BMW 330e vs Volvo S60 T8: running costs and warranty
It only takes a glance at the list prices of these cars to see that the Volvo S60 costs a fairly astonishing £10,000 more than the BMW 330e. Monthly costs are similarly in the BMW’s favour. The Volvo comes in at just over £700 a month on a 36-month contract with a £5,000 deposit and 10,000-mile annual limit, while the same terms brings the 330e M Sport in at £530 a month.
Granted, with powered seat adjustment, keyless entry and a head-up display standard on the Volvo but costing extra on the BMW, the price gap spec-for-spec isn’t so big. But with both cars getting front and rear parking sensors, automatic wipers and LED headlights, heated seats, leather upholstery, climate control and more, you’re not short of standard luxuries.
Plug them in regularly, and they’re seriously cheap to run. Less than £1.50 will see you to a full battery charge in either, based on a standard domestic electricity tariff of 14p per kWh. Using off-peak tariffs can more than halve that.
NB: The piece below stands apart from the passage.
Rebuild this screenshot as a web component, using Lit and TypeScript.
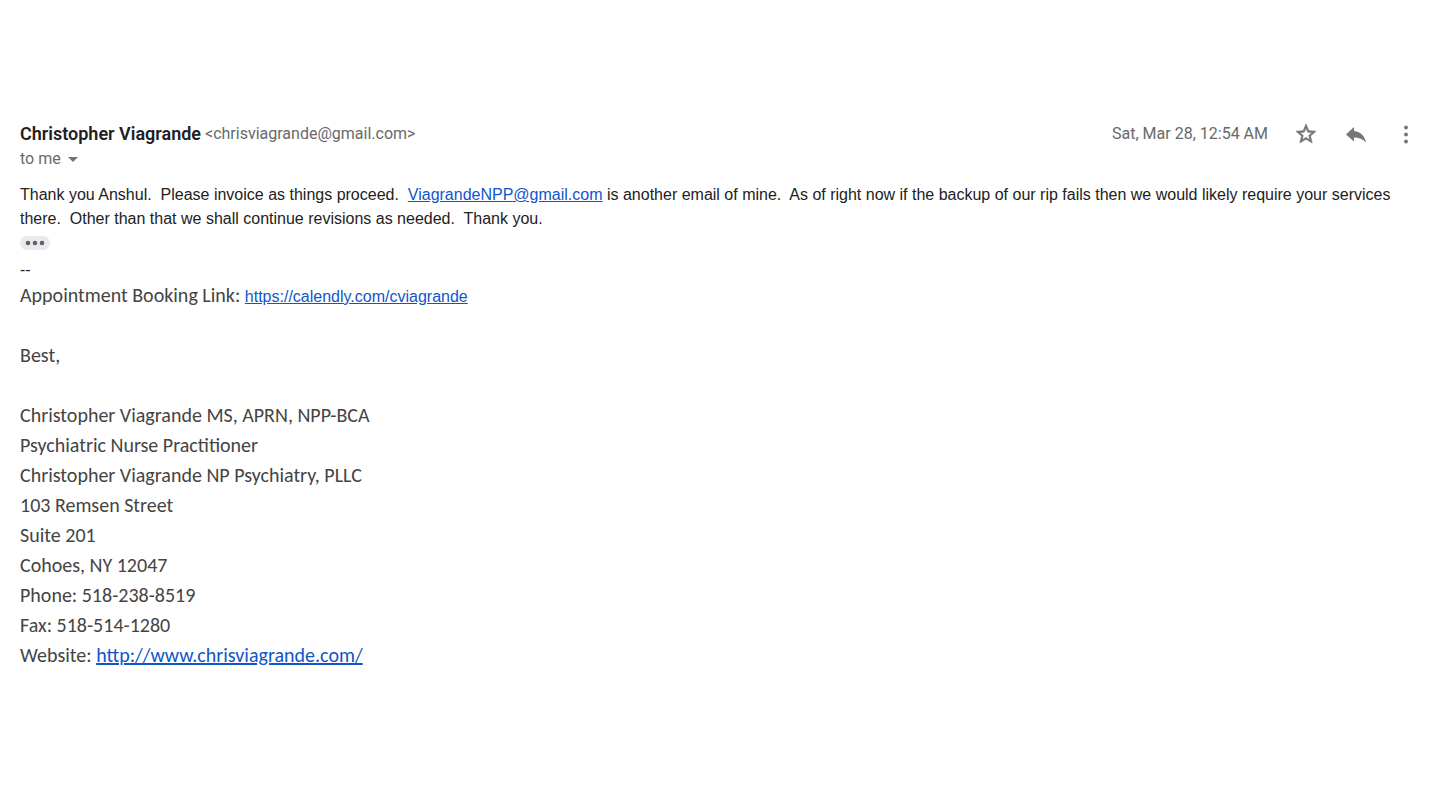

Charge up regularly, and you’ll pay just 5p per mile assuming a 29-mile electric range – almost a third what you’ll pay per mile for a petrol car doing 35mpg.
The BMW falls into insurance group 33 while the Volvo sits in group 42, and the Volvo also costs more to tax, as it exceeds the £40,000 ‘premium tax’ barrier, which adds a £325 a year from the second to sixth year of ownership. Mind you, while the 330e M Sport scrapes under £40,000 in standard form, add so much as metallic paint and you’ll be hit with the same tax hike. If you’ve got the willpower to resist any options, VED comes in at £140 a year for the BMW compared to £455 for the Volvo.
The Volvo is expected to hold 50.2% of its value after three year and 60,000 miles, while the BMW fares a little worse, at 45.6%. However, it’s cash that matters rather than percentages and the BMW’s much lower initial cost means you’ll actually lose some £22,000 on the 330e in that time, where the Volvo’s residual loss is close to £25,000.
Both of these plug-in saloons are subject to 12% Benefit-in-Kind company-car tax thanks to their sub-50g/km CO2 emissions. The BMW is, of course, still cheaper than the Volvo. Its lower purchase cost sees company-car tax for a 40% taxpayer come in at £1,916 for the tax years 2020/21 and 2021/22, undercutting the S60 by £472 a year.
Both cars also get three-year warranties, with the BMW’s being unlimited on mileage while the Volvo’s ends at 60,000 miles. However, BMW only guarantees the battery for six years or 60,000 miles (albeit also guaranteeing battery performance of at least 70% within that period), while the Volvo’s battery is covered against fault or failure for eight years or 100,000 miles, but with no performance guarantee.